Broadband calculations in FDTD are based on use of a broadband excitation, so instead of feeding our source with a sine function we use something with wider spectrum, like Gaussian function. Then we analyze the results using Fourier transform to get the spectral dependence.
An example that can be used to benchmark such calculation can be the reflection on a thick gold metal layer, that should give the results comparable to reference values (refractiveindex.info).
Note that the disagreement between the model results and reference values is mostly caused by the Drude+2CP model itself - the dielectric properties used in the calculations are already an approximation.
There are several aspects to consider when setting up broadband calculations.
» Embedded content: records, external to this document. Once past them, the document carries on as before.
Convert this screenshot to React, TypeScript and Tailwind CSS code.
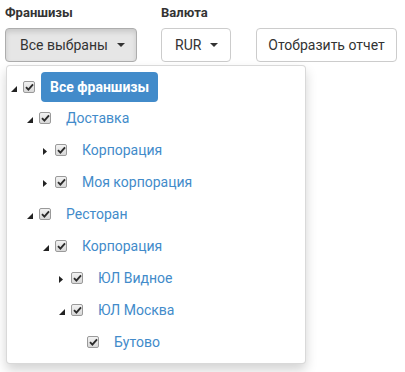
import React from "react";

type Node = {
  label: string;
  level: number;
  toggle?: "open" | "closed";
  selected?: boolean;
};

const nodes: Node[] = [
  { label: "Все франшизы", level: 0, toggle: "open", selected: true },
  { label: "Доставка", level: 1, toggle: "open" },
  { label: "Корпорация", level: 2, toggle: "closed" },
  { label: "Моя корпорация", level: 2, toggle: "closed" },
  { label: "Ресторан", level: 1, toggle: "open" },
  { label: "Корпорация", level: 2, toggle: "open" },
  { label: "ЮЛ Видное", level: 3, toggle: "closed" },
  { label: "ЮЛ Москва", level: 3, toggle: "open" },
  { label: "Бутово", level: 4 },
];

const indent = ["pl-[4px]", "pl-[20px]", "pl-[36px]", "pl-[52px]", "pl-[68px]"];

function Caret() {
  return (
    <span className="ml-[9px] inline-block h-0 w-0 border-x-[4px] border-t-[4px] border-x-transparent border-t-[#333]" />
  );
}

function Toggle({ kind }: { kind?: "open" | "closed" }) {
  if (kind === "open") {
    return (
      <svg width="6" height="6" viewBox="0 0 6 6" className="mt-[4px]">
        <path d="M6 0 L6 6 L0 6 Z" fill="#222" />
      </svg>
    );
  }
  if (kind === "closed") {
    return (
      <svg width="4" height="7" viewBox="0 0 4 7" className="mt-[2px]">
        <path d="M0 0 L4 3.5 L0 7 Z" fill="#222" />
      </svg>
    );
  }
  return null;
}

function CheckBox() {
  return (
    <span className="flex h-[12px] w-[12px] items-center justify-center rounded-[2px] border border-[#9a9a9a] bg-gradient-to-b from-[#f2f2f2] to-[#d8d8d8]">
      <svg width="9" height="8" viewBox="0 0 9 8">
        <path d="M1 4.2 L3.4 6.6 L8 1.4" stroke="#2b2b2b" strokeWidth="1.9" fill="none" />
      </svg>
    </span>
  );
}

function TreeRow({ node }: { node: Node }) {
  return (
    <div className={`flex items-center ${indent[node.level]} ${node.level === 0 ? "h-[30px]" : "h-[32px]"}`}>
      <span className="flex w-[12px] items-center">
        <Toggle kind={node.toggle} />
      </span>
      <CheckBox />
      <span
        className={`ml-[6px] rounded-[4px] px-[9px] py-[6px] text-[14px] leading-[18px] ${
          node.selected ? "bg-[#428bca] font-bold text-white" : "text-[#428bca]"
        }`}
      >
        {node.label}
      </span>
    </div>
  );
}

export default function App() {
  return (
    <div className="min-h-[372px] bg-white pl-[5px] pt-[3px] font-['Roboto','Liberation_Sans',sans-serif] text-[#333]">
      <div className="flex items-end">
        <div className="relative flex flex-col">
          <span className="h-[19px] text-[13px] font-bold leading-[19px]">Франшизы</span>
          <button className="mt-[6px] flex h-[34px] w-[132px] items-center rounded-[4px] border border-[#adadad] bg-[#e6e6e6] pl-[14px] text-[14px] shadow-[inset_0_3px_5px_rgba(0,0,0,0.125)]">
            Все выбраны
            <Caret />
          </button>
          <div className="absolute left-[1px] top-[62px] z-10 w-[300px] rounded-[4px] border border-[rgba(0,0,0,0.15)] bg-white pb-[5px] pt-[6px] shadow-[0_6px_12px_rgba(0,0,0,0.175)]">
            {nodes.map((n, i) => (
              <TreeRow key={i} node={n} />
            ))}
          </div>
        </div>

        <div className="ml-[24px] flex flex-col">
          <span className="h-[19px] text-[13px] font-bold leading-[19px]">Валюта</span>
          <button className="mt-[6px] flex h-[34px] w-[70px] items-center rounded-[4px] border border-[#ccc] bg-white pl-[13px] text-[14px]">
            RUR
            <Caret />
          </button>
        </div>

        <button className="ml-[25px] flex h-[34px] w-[141px] items-center justify-center rounded-[4px] border border-[#ccc] bg-white text-[14px]">
          Отобразить отчет
        </button>
      </div>
    </div>
  );
}
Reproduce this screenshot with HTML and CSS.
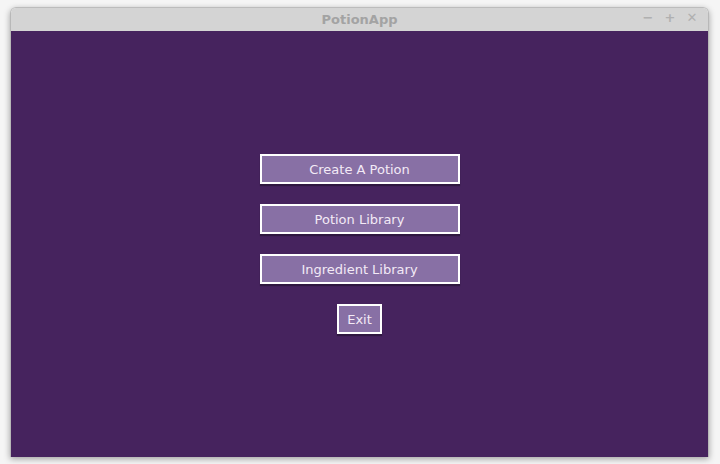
FILE: index.html
```html
<!DOCTYPE html>
<html>
<head>
<meta charset="utf-8">
<link rel="stylesheet" href="styles.css">
</head>
<body>
<div class="window">
  <div class="titlebar">
    <span class="title">PotionApp</span>
    <div class="controls">
      <span class="ctl">&#8722;</span>
      <span class="ctl">+</span>
      <span class="ctl">&#10005;</span>
    </div>
  </div>
  <div class="content">
    <div class="menu">
      <button class="btn wide">Create A Potion</button>
      <button class="btn wide">Potion Library</button>
      <button class="btn wide">Ingredient Library</button>
      <button class="btn">Exit</button>
    </div>
  </div>
</div>
</body>
</html>
```
FILE: styles.css
```css
html, body {
  margin: 0;
  padding: 0;
  width: 720px;
  height: 464px;
  background: #f5f5f5;
  overflow: hidden;
}
.window {
  position: absolute;
  left: 10px;
  top: 7px;
  width: 699px;
  height: 450px;
  border-radius: 6px 6px 0 0;
  box-shadow: 0 2px 6px rgba(0,0,0,0.35);
  display: flex;
  flex-direction: column;
  overflow: hidden;
  border-left: 1px solid #b8b8b8;
  border-right: 1px solid #b8b8b8;
  border-top: 1px solid #bcbcbc;
  box-sizing: border-box;
}
.titlebar {
  height: 23px;
  background: #d4d4d4;
  position: relative;
  display: flex;
  align-items: center;
  justify-content: center;
  font-family: "DejaVu Sans", sans-serif;
}
.title {
  font-weight: bold;
  font-size: 13px;
  color: #a3a3a3;
}
.controls {
  position: absolute;
  right: 10px;
  top: 2px;
  display: flex;
  gap: 10px;
}
.ctl {
  font-weight: bold;
  font-size: 13px;
  color: #b0b0b0;
  width: 12px;
  text-align: center;
}
.content {
  flex: 1;
  background: #46235e;
  display: flex;
  align-items: center;
  justify-content: center;
}
.menu {
  display: flex;
  flex-direction: column;
  align-items: center;
  gap: 20px;
}
.btn {
  height: 30px;
  padding: 0 8px;
  border: 2px solid #ffffff;
  background: #8870a5;
  color: #f3eaf6;
  font-family: "DejaVu Sans", sans-serif;
  font-size: 13px;
  box-shadow: 0 2px 1px rgba(0,0,0,0.3);
  margin: 0;
}
.btn.wide {
  width: 200px;
}
```
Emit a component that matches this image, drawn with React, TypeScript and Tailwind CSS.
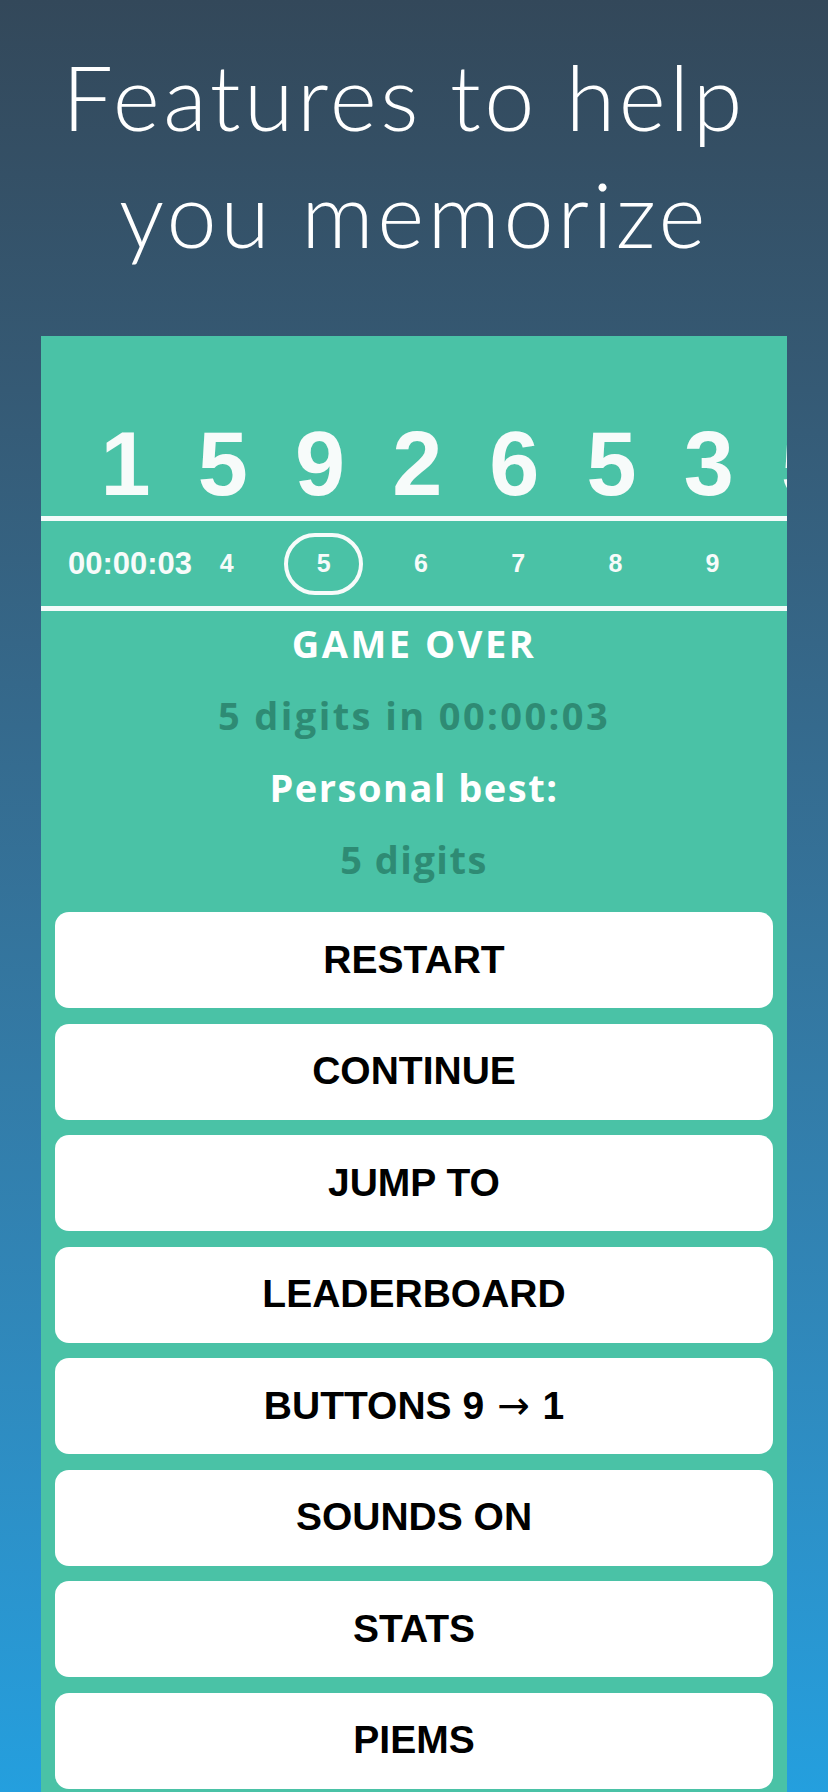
import React from "react";

const bigDigits = ["1", "5", "9", "2", "6", "5", "3", "5"];
const positions = [4, 5, 6, 7, 8, 9];
const current = 5;

const menu = [
  "RESTART",
  "CONTINUE",
  "JUMP TO",
  "LEADERBOARD",
  "BUTTONS 9 → 1",
  "SOUNDS ON",
  "STATS",
  "PIEMS",
];

function DigitStrip() {
  return (
    <div className="flex h-[180px] items-end overflow-hidden pb-[7px] pl-[36px]">
      {bigDigits.map((d, i) => (
        <span
          key={i}
          className="w-[97.2px] shrink-0 text-center text-[90px] font-bold leading-none text-[#f7fbfa]"
        >
          {d}
        </span>
      ))}
    </div>
  );
}

function PositionRow() {
  return (
    <div className="flex h-[85px] items-center overflow-hidden pl-[27px] text-[#f7fbfa]">
      <span className="w-[110px] shrink-0 whitespace-nowrap text-[31px] font-bold leading-none">
        00:00:03
      </span>
      {positions.map((p) => (
        <div key={p} className="flex w-[97.2px] shrink-0 justify-center">
          {p === current ? (
            <div className="flex h-[62px] w-[79px] items-center justify-center rounded-[31px] border-4 border-[#f7fbfa]">
              <span className="text-[25px] font-bold leading-none">{p}</span>
            </div>
          ) : (
            <span className="text-[25px] font-bold leading-none">{p}</span>
          )}
        </div>
      ))}
    </div>
  );
}

function Summary() {
  return (
    <div
      className="mt-[-4px] flex flex-col items-center text-[38px] font-bold leading-[72px]"
      style={{ fontFamily: "'Open Sans', Lato, sans-serif" }}
    >
      <span className="tracking-[2.5px] text-white">GAME OVER</span>
      <span className="tracking-[2.4px] text-[#2e8b74]">5 digits in 00:00:03</span>
      <span className="tracking-[1.5px] text-white">Personal best:</span>
      <span className="tracking-[1.5px] text-[#2e8b74]">5 digits</span>
    </div>
  );
}

function MenuLabel({ label }: { label: string }) {
  const parts = label.split("→");
  if (parts.length === 1) return <>{label}</>;
  return (
    <>
      {parts[0]}
      <span
        className="mx-[2px] font-normal"
        style={{ fontFamily: "'DejaVu Sans', sans-serif" }}
      >
        →
      </span>
      {parts[1]}
    </>
  );
}

export default function App() {
  return (
    <div
      className="flex h-[1792px] w-[828px] flex-col overflow-hidden bg-gradient-to-b from-[#33485a] to-[#249fde]"
      style={{ fontFamily: "'Liberation Sans', Arial, sans-serif" }}
    >
      <h1
        className="flex flex-col items-center pt-[38px] text-[90px] font-light leading-[117px] tracking-[3.5px] text-white"
        style={{ fontFamily: "Lato, 'Open Sans', sans-serif" }}
      >
        <span className="pr-[20px]">Features to help</span>
        <span>you memorize</span>
      </h1>

      <div className="mx-[41px] mt-[64px] flex-1 bg-[#4ac2a6]">
        <DigitStrip />
        <div className="h-[5px] bg-[#f4fbfa]" />
        <PositionRow />
        <div className="h-[5px] bg-[#f4fbfa]" />
        <Summary />

        <div className="mt-[17px] flex flex-col gap-[15.5px] px-[14px]">
          {menu.map((label) => (
            <button
              key={label}
              className="flex h-[96px] items-center justify-center whitespace-pre rounded-[14px] bg-white text-[39px] font-bold text-black"
            >
              <MenuLabel label={label} />
            </button>
          ))}
        </div>
      </div>
    </div>
  );
}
The FFT result is discrete and the set of wavelengths that are computed depends on the length of the input data. As seen above, it is also non-linear, the most dense are the high frequencies (short wavelengths). The source itself has some spectral dependence and the result should be corrected for this (the source spectrum is automatically placed in xspectrum.txt file). A more detailed tutorial on these aspects will be available in future.
Sample parameter file: broadband calculation.
A thin stripe of material with periodic boundary conditions to simulate reflection on a metallic material using broadband excitation. Results of calculation are in rpoint_broadband_fft.txt (FFT processed values at point above the gold layer) and xspectrum.txt (source spectral dependence).